As Rail Gamble Pays Off

by Jeff D. Opdyke
The Wall Street Journal 6/17(?)/99

Four years ago, when the Washington Transportation Department bought 29 lime-green grain cars and sent them onto the rails in eastern Washigton, their future was far from certain. Politicians questioned the wisdom of the state getting into the rail business. Even the department wasn't sure the experiment would work.

But today the Grain Train is succesful, and it's about to get bigger. The department and the Port of Walla Walla are buying another three dozen grain cars, called hoppers, and plan to start a second Grain Train in south-central Washinton. The train has become a "very innovative" economic-development tool, says Jim Kuntz, the port's executive director.

The Grain Train program began in 1995 as a demonstration project to alleviated the chronic shortage of hoppers in Washington that happens at every harvest. At that peak time, hoppers tend to congregate in the Midwest because the large, mainline railroads that own them prefer longer hauls, which are more profitable than the short hauls between eastern Washington and the coast.

During the 1997 harvest, for example, Columbia Basin Railroad Inc., A Yakima short-line, couldn't get any grain cars for three months. Demand was so great that its president, Brig Temple, says he could have moved about 390 hoppers of wheat, enough grain to make more than 90 million one-pound loaves of bread.

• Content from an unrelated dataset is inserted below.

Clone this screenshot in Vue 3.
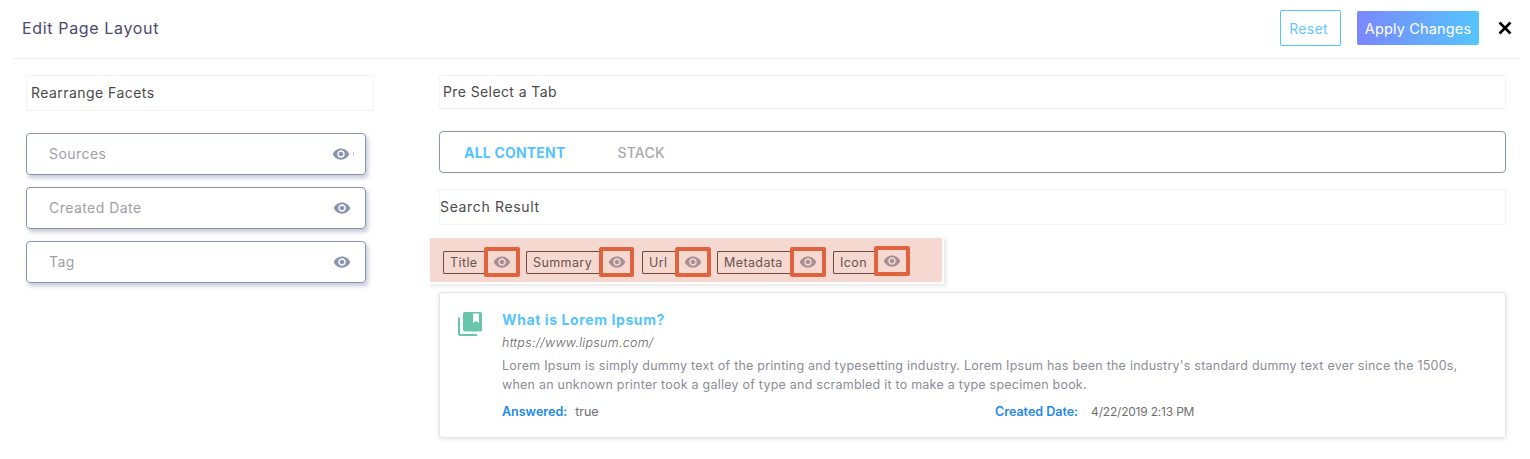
<script setup>
const facets = ['Sources', 'Created Date', 'Tag']
const tags = [
  { name: 'Title', width: 41 },
  { name: 'Summary', width: 73 },
  { name: 'Url', width: 33 },
  { name: 'Metadata', width: 73 },
  { name: 'Icon', width: 41 },
]
</script>

<template>
  <div class="page">
    <header class="head">
      <span class="head-title">Edit Page Layout</span>
      <div class="actions">
        <button class="reset">Reset</button>
        <button class="apply">Apply Changes</button>
        <svg class="close" width="14" height="14" viewBox="0 0 14 14"><path d="M1.500 1.500 12.500 12.500M12.500 1.500 1.500 12.500" stroke="#000" stroke-width="2.600" fill="none"/></svg>
      </div>
    </header>
    <main class="cols">
      <section class="left">
        <div class="label left-label">Rearrange Facets</div>
        <div class="facets">
          <div v-for="f in facets" :key="f" class="facet">
            <span>{{ f }}</span>
            <svg class="eye" viewBox="0 0 24 24"><path d="M12 4.500C7 4.500 2.730 7.610 1 12c1.730 4.390 6 7.500 11 7.500s9.270-3.110 11-7.500c-1.730-4.390-6-7.500-11-7.500zM12 17c-2.760 0-5-2.240-5-5s2.240-5 5-5 5 2.240 5 5-2.240 5-5 5zm0-8c-1.660 0-3 1.340-3 3s1.340 3 3 3 3-1.340 3-3-1.340-3-3-3z"/></svg>
          </div>
        </div>
      </section>
      <section class="right">
        <div class="label tab-label">Pre Select a Tab</div>
        <div class="tabs">
          <span class="tab active">ALL CONTENT</span>
          <span class="tab">STACK</span>
        </div>
        <div class="label result-label">Search Result</div>
        <div class="band">
          <div v-for="t in tags" :key="t.name" class="item">
            <span class="tag" :style="{ width: t.width + 'px' }">{{ t.name }}</span>
            <span class="mark">
              <svg class="eye small" viewBox="0 0 24 24"><path d="M12 4.500C7 4.500 2.730 7.610 1 12c1.730 4.390 6 7.500 11 7.500s9.270-3.110 11-7.500c-1.730-4.390-6-7.500-11-7.500zM12 17c-2.760 0-5-2.240-5-5s2.240-5 5-5 5 2.240 5 5-2.240 5-5 5zm0-8c-1.660 0-3 1.340-3 3s1.340 3 3 3 3-1.340 3-3-1.340-3-3-3z"/></svg>
            </span>
          </div>
        </div>
        <article class="card">
          <svg class="doc" width="26" height="26" viewBox="0 0 26 26">
            <path d="M1 6.500v16A2.500 2.500 0 0 0 3.500 25H20v-2H4a1 1 0 0 1-1-1V6.500z" fill="#66c6ac"/>
            <path d="M8 1h15.500A1.500 1.500 0 0 1 25 2.500V19a1.500 1.500 0 0 1-1.500 1.500H8A2 2 0 0 1 6 18.500V3a2 2 0 0 1 2-2zm8 1.500V12l3-2 3 2V2.500z" fill="#66c6ac" fill-rule="evenodd"/>
          </svg>
          <div class="body">
            <div class="title">What is Lorem Ipsum?</div>
            <div class="url">https://www.lipsum.com/</div>
            <p class="text">Lorem Ipsum is simply dummy text of the printing and typesetting industry. Lorem Ipsum has been the industry's standard dummy text ever since the 1500s, when an unknown printer took a galley of type and scrambled it to make a type specimen book.</p>
            <div class="meta">
              <div class="meta-col"><b>Answered:</b><span>true</span></div>
              <div class="meta-col date"><b>Created Date:</b><span>4/22/2019 2:13 PM</span></div>
            </div>
          </div>
        </article>
      </section>
    </main>
  </div>
</template>

<style>
html, body { margin: 0; background: #fff; }
</style>

<style scoped>
.page { width: 1530px; height: 459px; overflow: hidden; font-family: Inter, "Open Sans", sans-serif; color: #444; box-sizing: border-box; }
.head { margin: 0 10px 0 12px; padding: 0 8px 2px 10px; border-bottom: 1px solid #f0f0f2; display: flex; align-items: center; justify-content: space-between; height: 56px; }
.head-title { font-size: 16px; color: #4a4a68; letter-spacing: .65px; }
.actions { display: flex; align-items: center; }
.reset { width: 61px; height: 36px; box-sizing: border-box; border: 1px solid #55c4ff; border-radius: 2px; background: #fff; color: #62c8ff; font: 14px Inter, sans-serif; letter-spacing: .3px; padding: 0 4px 0 0; }
.apply { width: 122px; height: 34px; margin-left: 16px; border: 0; border-radius: 2px; background: linear-gradient(90deg, #7b87ff, #55c5ff); color: #fff; font: 14.500px Inter, sans-serif; letter-spacing: .15px; padding: 0; }
.close { margin-left: 19px; }
.cols { display: flex; padding: 16px 24px 0 26px; }
.left { width: 348px; }
.right { width: 1067px; margin-left: 65px; }
.label { box-sizing: border-box; border: 1px solid #f3f3f5; font-size: 14px; letter-spacing: .45px; color: #4a4a4a; display: flex; align-items: center; padding: 0 0 2px 4px; }
.left-label { height: 36px; }
.tab-label { height: 34px; padding-left: 3px; letter-spacing: .4px; }
.result-label { height: 36px; margin-top: 16px; padding: 0 0 1px; letter-spacing: .65px; }
.facets { width: 340px; margin-top: 22px; display: flex; flex-direction: column; gap: 12px; }
.facet { position: relative; height: 42px; box-sizing: border-box; border: 1px solid #8a94b0; border-radius: 4px; box-shadow: 2px 3px 4px rgba(110,120,150,.4); display: flex; align-items: center; justify-content: space-between; padding: 0 14px 2px 22px; color: #a0a0a6; font-size: 14px; letter-spacing: .45px; }
.facet:first-child::after { content: ""; position: absolute; left: 326px; top: 18px; width: 1px; height: 4px; background: #c4c9d8; }
.facet:first-child .eye { transform: translateX(-1px); }
.eye { width: 18px; height: 18px; fill: #8a94b0; margin-top: 2px; }
.tabs { height: 42px; margin-top: 22px; box-sizing: border-box; border: 1px solid #8a94b0; border-radius: 4px; display: flex; align-items: center; padding: 0 0 0 24px; gap: 52px; font-size: 14px; letter-spacing: .2px; color: #a9a9a9; }
.tab { font-weight: 500; }
.tab.active { color: #55c4ff; font-weight: 700; }
.band { width: 512px; height: 44px; margin: 13px 0 0 -9px; box-sizing: border-box; padding: 4px 0 0 13px; background: #f5d8cf; box-shadow: 0 0 0 2px #fff, 2px 2px 4px 2px rgba(0,0,0,.1); display: flex; align-items: center; gap: 6px; }
.item { display: flex; align-items: center; }
.item:nth-child(3) { margin-left: 2px; }
.item:nth-child(5) { margin-left: 1px; }
.tag { height: 23px; box-sizing: border-box; border: 1px solid #6d4a42; border-right: 0; border-radius: 2px 0 0 2px; padding-left: 6px; display: flex; align-items: center; font-size: 12.500px; letter-spacing: .4px; color: #6a5450; }
.mark { width: 36px; height: 30px; box-sizing: border-box; border: 4px solid #e0633f; border-radius: 2px; display: flex; align-items: center; justify-content: center; }
.item:nth-child(2) .mark { width: 35px; }
.item:last-child .mark { margin-top: -2px; }
.eye.small { fill: #a88f95; width: 18px; height: 18px; margin-top: 0; }
.card { height: 146px; margin-top: 10px; box-sizing: border-box; border: 1px solid #e4e4e4; border-radius: 3px; box-shadow: 0 1px 4px rgba(0,0,0,.12); display: flex; padding: 18px 20px 0 17px; }
.doc { flex: none; margin-top: 0; }
.body { margin-left: 19px; flex: 1; }
.title { font-size: 14px; font-weight: 700; color: #55c4ff; line-height: 17px; letter-spacing: .6px; }
.url { font-size: 12.500px; font-style: italic; font-weight: 300; color: #666; margin-top: 7px; line-height: 16px; letter-spacing: .27px; }
.text { margin: 5px 0 0; max-width: 975px; font-size: 12.500px; line-height: 19px; letter-spacing: .23px; color: #8c8c96; }
.meta { display: flex; margin-top: 10px; font-size: 12.500px; }
.meta-col { width: 493px; display: flex; gap: 8px; color: #707070; }
.meta-col b { color: #2288ee; font-weight: 600; }
.date { gap: 13px; }
.date span { font-size: 12px; letter-spacing: -.2px; }
</style>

For most Washington farmers and grain elevators, the lack of hoppers means they must rely on trucks and barges to move their wheat -- a more expensive option. A 1996 Washington State University study of the Grain Trains first year said that rail rates, on average, were about 6.6 cents a bushel lower than the truck/barge mode. That works out to about $231 hopper -- not a huge amount, but meaningful when wheat prices are weak and every advantage we can get counts," says Ray Shindler, a wheat industry lobbyist in Olympia.

State transportation officials figured a fleet of hoppers assigned to Washington's wheat industry could offer a number of benefits, ensuring hopper availability for shippers and the preservation of some lightly used rail lines. The hoppers also would help reduce highway truck traffic, saving road maintenance dollars. The 1996 study estimated that the state avoided $188,727 that year in highway upkeep because of the Grain Train.

To launch the first train, the state used $750,000 in federal funds (money from a one-time energy industry settlement with the government that was disbursed to the states) to buy the 29 hoppers, each capable of ferrying 100 tons of grain. (One hopper, which holds 3,500 bushels, is equal to about 3.8 truckloads.)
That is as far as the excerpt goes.